Ambassador of Armenia to the United Nations
- In office 1992–1996

Armenian Ambassador to the United States
- In office 1992–1993
- Preceded by: Office created
- Succeeded by: Rouben Shougarian

Armenian Ambassador to Denmark
- Incumbent
- Assumed office 2017

Personal details
- Born: 24 December 1959 (age 66) Yerevan, Armenian SSR, Soviet Union
- Education: Yerevan State University

= Alexander Arzumanyan =

Armenian diplomat

Alexander Arzumanyan (Ալեքսանդր Ռոբերտի Արզումանյան; born 24 December 1959) is Armenia's first ambassador to the United States (from 1992 to 1993) and to the United Nations (from 1992 to 1996). He served as minister of foreign affairs from 1996 until his resignation, with President Levon Ter-Petrosyan, in 1998. Since then, he has been involved in local politics, as chairman of the Armenian national liberation movement (2000–2002), and in the private sector, as chief advisor to the president of Armagrobank (1998–2000). At present, he works with local NGOs in the area of human rights, democracy, and regional cooperation, and is a founding member of the Turkish Armenian Reconciliation Commission, an independent group of prominent Armenians and Turks. The TARC was established in July 2001 to promote mutual understanding and goodwill between the people of Armenia and Turkey, and to encourage improved relations between the countries. In July 2002, the TARC commissioned a groundbreaking legal analysis regarding the applicability of the United Nations Convention on the Prevention and Punishment of the Crime of Genocide to the Armenian Genocide from the New York-based International Center for Transitional Justice.

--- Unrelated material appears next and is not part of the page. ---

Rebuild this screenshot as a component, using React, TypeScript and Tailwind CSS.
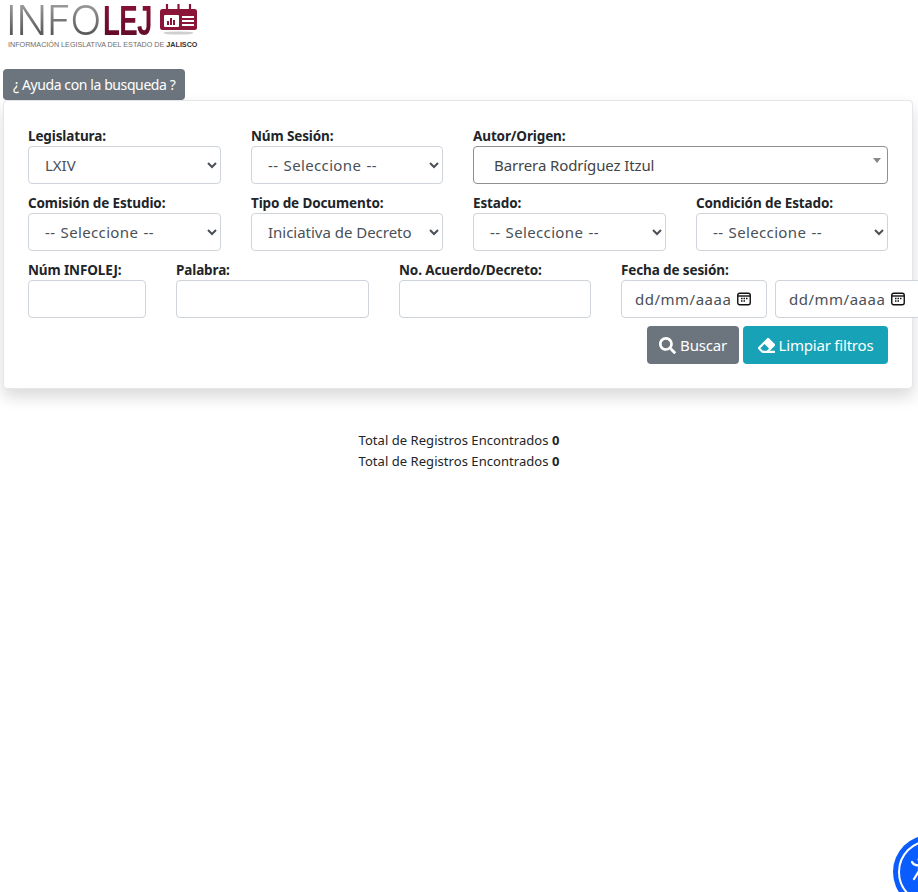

From September 2017 until September of 2023, he was the ambassador of Armenia to Denmark in Copenhagen. Since September 2023, he has been the ambassador of Armenia to Poland in Warsaw.

== Biography ==
Arzoumanian holds a BS from Peoples' Friendship University of Russia in Moscow and an MS in mathematics from Yerevan State University. He was working as a theoretical mathematician at the Yerevan Automated Control Systems Scientific Research Institute when he became involved in the independence movement in the late 1980s. He ran the information center of the Armenian national movement, and published the Movement's newspaper and other samizdat literature until Armenia became independent in 1991.